These are the key concepts you need to understand to accurately answer the question.

Null Hypothesis
The foundation of hypothesis testing is the null hypothesis. It represents a statement that you want to test. The null hypothesis, denoted as \( H_0 \), usually suggests no effect or no difference, serving as a statement of no change or baseline.
In this exercise, the null hypothesis is that the average calorie content of the company's yogurt is 150 calories per cup. This implies that any observed deviation from this average in the sample is purely due to random chance.
So, for our context:
  • \( H_0: \mu = 150 \)
Where \( \mu \) is the mean calorie content.

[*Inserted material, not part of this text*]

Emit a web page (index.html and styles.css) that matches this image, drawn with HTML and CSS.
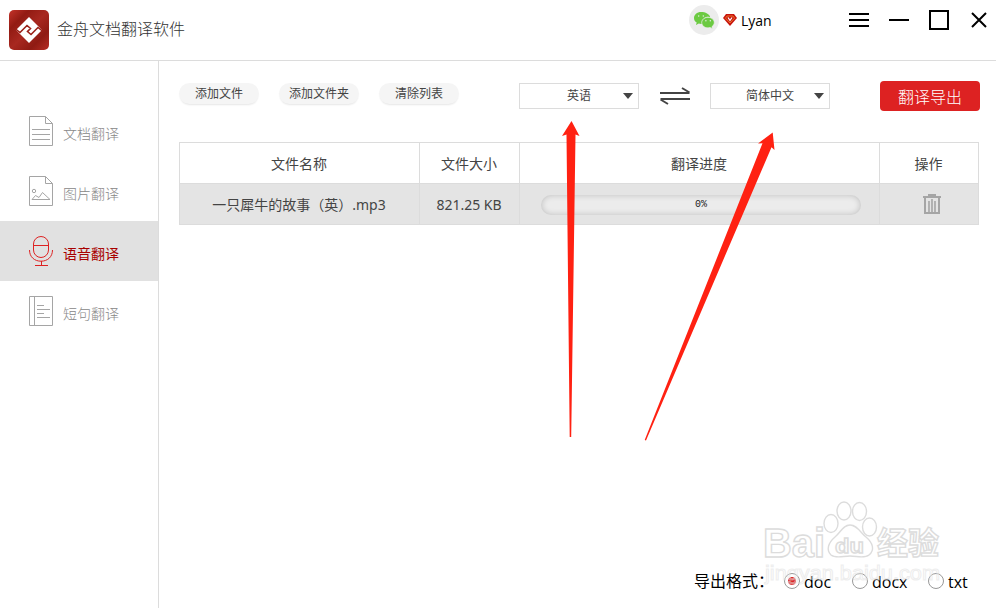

By setting this null hypothesis, we aim to determine using statistical analysis if there's enough evidence to claim that the average calorie count is different from 150 calories.
Test Statistic
The test statistic is a value calculated from the sample data that is used in hypothesis testing. This number will help you determine how far the sample statistic is from the null hypothesis value under the distribution.
In our case, we are using a t-test because the sample size is small (less than 30), and the population standard deviation is unknown. The formula for the t-test statistic is:
  • \( t = \frac{\bar{x} - \mu}{s / \sqrt{n}} \)
Where:
  • \( \bar{x} \) = sample mean
  • \( \mu \) = population mean from the null hypothesis
  • \( s \) = sample standard deviation
  • \( n \) = sample size
The computed t-value tells you how much the sample mean \( \bar{x} \) deviates from the population mean \( \mu \) in terms of the standard error of the mean. If the t-value is large, it suggests that the sample mean is quite different from the population mean.
Critical Value
The critical value is a threshold that you set to decide whether or not to reject the null hypothesis. It's derived from the chosen significance level and corresponds to a point on the distribution of the test statistic.
For a t-distributed test statistic, you refer to a t-table to find this value. Since we want to test at a 2.5% significance level and have 10 degrees of freedom (sample size - 1), the critical value is about 2.228.
You compare the absolute value of your calculated t-statistic with the critical value. If the t-statistic exceeds the critical value, it means the observed data is unlikely under the null hypothesis, and you would reject \( H_0 \). However, if the t-statistic is within the critical value, you do not have enough evidence to reject the null hypothesis.
Significance Level
The significance level in hypothesis testing sets the criteria for deciding whether to reject the null hypothesis. It indicates the probability of incorrectly rejecting the null hypothesis when it is actually true (Type I error).
Common choices for significance levels are 1%, 5%, and 10%. In this exercise, a 2.5% significance level was used, symbolized as \( \alpha = 0.025 \).
A smaller \( \alpha \) means stricter criteria for rejecting \( H_0 \). By choosing 2.5%, the consumer agency was careful not to falsely conclude that the company's claim is incorrect. If the computed p-value (the probability of observing your data under \( H_0 \)) is less than \( \alpha \), then \( H_0 \) is rejected.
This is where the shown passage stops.